With 10-speed systems comes a new parallelogram from both of the big two that moves the derailleur in an entirely different way than 9-speed systems. I tried it. It “kinda works,” at best. As in, I’d be fine getting out the woods with it, but there’s no way I’d roll a bike out of my garage with a 10-speed derailleur with 9-speed shifters and cassette. Skipping your chain sucks and causes boo-boos. You will end up with a crippled bike if you try this. Don’t do it.

If you remember the first wave of 9-speed chains, guess what! 10-speed chains bend easier, too! I measured some plates of 9-speed links and 10-speed links, and they’re the same thickness as far as I can tell (about 0.95mm). The only thing I can think of is that the 5.75mm width of an entire outer link (vs. 6.50 for a 9-speed) is less structurally sound with regards to lateral forces. It’s like taking a bowlegged cowboy and making him stick his ankles together. That ain’t no fightin’ stance. Just narrowing the chains in itself makes a weaker parallelogram…it’s science. It may not be the plates themselves, but I do know that the first 10-speed setup I had experienced two bent chains. I don’t even know where or why it happened. I don’t remember anything unusual in a shift, but my chain started skipping. When I went to see what was going on, my chain was bent…in both instances.

A good friend of mine who is one of the most technically proficient bike riders I’ve ever met actually bent one in a race on a course he literally used to live at the bottom of. Neither of us bend chains. When we went to 10-speed setups…we bent chains. I’ve been a little more conscious of my shifting, and it hasn’t happened again, so we may have just been riding like hacks. But I’m convinced there’s something going on with the narrower chains and/or the tighter gear spacing that makes this a potential issue.

If you’ve ever ridden a dialed road bike with tight gear spacing, you can appreciate the small gaps between gears. It just feels so much more smooth and refined. Riding road bikes is boring, however, and it leads one to geek out on mundane things like “smooth, tight gearing.” When I shift gears on a mountain bike, it’s because I want a significantly different amount of resistance—and soon. I actually find the tight spacing kind of annoying, and the thought of dammit, gimme another! is kind of a regular occurrence.


11 comments on “Shimano XT vs. SRAM X9 Clutch Derailleur Systems”

  1. Agreed, Since using Shimano’s new Shadow XT Plus RD I’ve been floored by the difference. I too am back buying Shimano components after a enjoyable past few years on SRAM.

  2. Any readers got an opinion on the Zee Shadow Plus (clutch) rear mech? It’s the cheaper version of the Saint, short cage but can accommodate an 11-36 cassette which I’m considering for my 1×10 AM bike. Or would it be better to stay with an SLX if looking for an affordable clutch derailleur?

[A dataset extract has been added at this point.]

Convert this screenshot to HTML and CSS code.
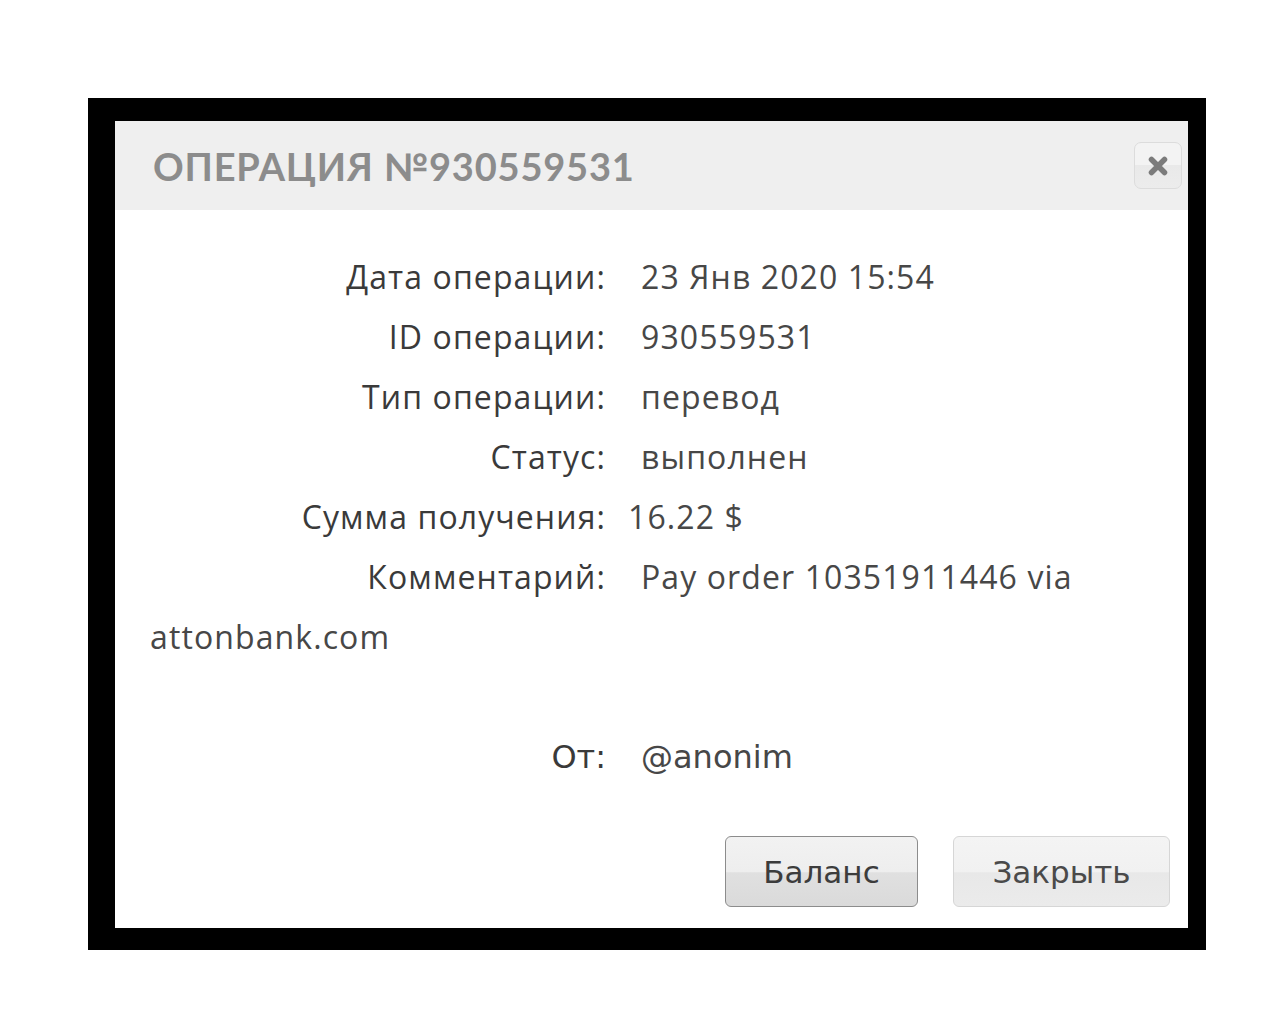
FILE: index.html
```html
<!DOCTYPE html>
<html lang="ru">
<head>
<meta charset="utf-8">
<title>Операция №930559531</title>
<link rel="stylesheet" href="styles.css">
</head>
<body>
<div class="frame">
  <div class="dialog">
    <div class="dialog-header">
      <h1 class="dialog-title">ОПЕРАЦИЯ №930559531</h1>
      <button class="close-btn" type="button" aria-label="Закрыть">
        <svg width="22" height="22" viewBox="0 0 22 22"><path d="M4.5 4.5 L17.5 17.5 M17.5 4.5 L4.5 17.5" stroke="#7b7b7b" stroke-width="5.5" stroke-linecap="round"/></svg>
      </button>
    </div>
    <div class="dialog-body">
      <div class="row"><span class="label">Дата операции:</span><span class="value">23 Янв 2020 15:54</span></div>
      <div class="row"><span class="label">ID операции:</span><span class="value">930559531</span></div>
      <div class="row"><span class="label">Тип операции:</span><span class="value">перевод</span></div>
      <div class="row"><span class="label">Статус:</span><span class="value">выполнен</span></div>
      <div class="row"><span class="label">Сумма получения:</span><span class="value value-tight">16.22 $</span></div>
      <div class="row"><span class="label">Комментарий:</span><span class="value">Pay order 10351911446 via</span> <span class="value">attonbank.com</span></div>
      <div class="row row-empty"></div>
      <div class="row row-from"><span class="label">От:</span><span class="value">@anonim</span></div>
    </div>
    <div class="dialog-footer">
      <button class="btn btn-primary" type="button">Баланс</button>
      <button class="btn" type="button">Закрыть</button>
    </div>
  </div>
</div>
</body>
</html>
```
FILE: styles.css
```css
html, body {
  margin: 0;
  padding: 0;
  background: #ffffff;
}

.frame {
  margin: 98px 0 0 88px;
  width: 1118px;
  box-sizing: border-box;
  background: #000000;
  padding: 23px 18px 22px 27px;
}

.dialog {
  background: #ffffff;
  height: 807px;
  display: flex;
  flex-direction: column;
}

.dialog-header {
  height: 89px;
  background: #efefef;
  display: flex;
  align-items: center;
  justify-content: space-between;
  padding: 0 6px 0 38px;
}

.dialog-title {
  margin: 0;
  font-family: "Lato", "DejaVu Sans", sans-serif;
  font-weight: 700;
  font-size: 38px;
  letter-spacing: 0.8px;
  color: #8c8c8c;
}

.close-btn {
  width: 48px;
  height: 47px;
  border: 1px solid #dcdcdc;
  border-radius: 7px;
  background: linear-gradient(#f3f3f3 0%, #f3f3f3 50%, #e9e9e9 50%, #ececec 100%);
  display: flex;
  align-items: center;
  justify-content: center;
  padding: 0;
}

.dialog-body {
  padding: 37px 34px 0 35px;
  font-family: "Open Sans", "DejaVu Sans", sans-serif;
  font-size: 32px;
  letter-spacing: 1.1px;
  line-height: 60px;
  color: #474747;
}

.row-empty {
  height: 60px;
}

.label {
  display: inline-block;
  width: 456px;
  margin-right: 35px;
  text-align: right;
  color: #3a3a3a;
}

.value-tight {
  margin-left: -13px;
}

.row-from {
  font-family: "DejaVu Sans", Verdana, sans-serif;
  font-size: 32px;
  letter-spacing: 0;
}

.dialog-footer {
  margin-top: auto;
  padding: 0 18px 21px 0;
  display: flex;
  justify-content: flex-end;
  gap: 35px;
}

.btn {
  height: 71px;
  width: 217px;
  border: 1px solid #d6d6d6;
  border-radius: 6px;
  background: linear-gradient(#f4f4f4 0%, #f1f1f1 50%, #e8e8e8 52%, #ebebeb 100%);
  font-family: "DejaVu Sans", Verdana, sans-serif;
  font-size: 31px;
  color: #4a4a4a;
  padding: 0;
}

.btn-primary {
  width: 193px;
  border-color: #8c8c8c;
  background: linear-gradient(#f2f2f2 0%, #eeeeee 50%, #e0e0e0 52%, #dadada 100%);
  color: #3c3c3c;
}
```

  3. A friend just got the Zee rear derailleur for the same setup (160 travel bike setup 1×10). He’s had it for a few rides now and seems to like it. I pedaled around the parking lot and it felt pretty good. I’m considering getting the Zee setup for my SX Trail.

  4. Lorne,

    I have one and I like it. It’s on an 11-36 Shimano cassette, w a 32 ring up front on my trail bike. I have it with the Saint shifter, which is sooooo slick. it’s the best part of the system, hands down.

  5. I must be missing something here… I run 1×10 with a medium cage XT dérailleur and don’t get any chain noise or chain slap against my frame (I’ve had people try my bike and remark on how silent the drivechain runs). There’s no chain guide, just a cheap BBG bashwhich and an correctly-sized chain for my chainring/cassette combo.

    Is clutch designed for double or triple chainrings where it’s possible to get loads of loose chain when running in the smaller chainring? It just doesn’t seem relevant to my 1×10 setup.

    • If you’re not getting a bunch of chainslap and you can keep your chain on without a guide, then I don’t see a reason to bother with buying a clutch setup. That’s a unique combination you have though, it’s certainly not the norm (hence the remarks from your buddies). As far as single vs. multiple ring setups, I’ve run them on 1×10 setups and 2×10 setups and both benefitted greatly from the new derailleurs, trail bikes and dh bikes alike.

    • In response to Zack’s comment. Not all bikes running these various system suffer from the same issues. Factors such as chain length, B-Tension screw setting and frame design play a role. Example: FSR type and Giant Reign type frames make a hell of a racket. Whereas Trek Remedy is relatively quiet. Chains that come on the bike are often too long IMO. They are the spec’d length but essentially they allow for poor shifting technique (basically cross shifting) without risk of damaging the drivetrain or frame when the suspension compresses. Shift big ring to big cog and lean on the saddle while looking at the rear derailer and you’ll see what I mean. I like short chains, sometimes we swap for a longer B-Tension screw and use it to over crank the spring tension. Keeps stuff pretty quite. =)

  6. So why even bother ever taking the clutch off? Why not just design the derailleur to provide the clutch function set to on all the time? By reading some reviews and feedback commwents it obviously work well, but i dont get what the benefit will be switching it off.

    • There’s more resistence on downshifts, enough that it’s noticeable. Not a big deal but it is more effort and on those death grind kinds of rides where you get back to your car with the stars twinkling and two hours out of water sometimes you just need life to be easy.

      But mostly it just makes it easier to take the wheel off.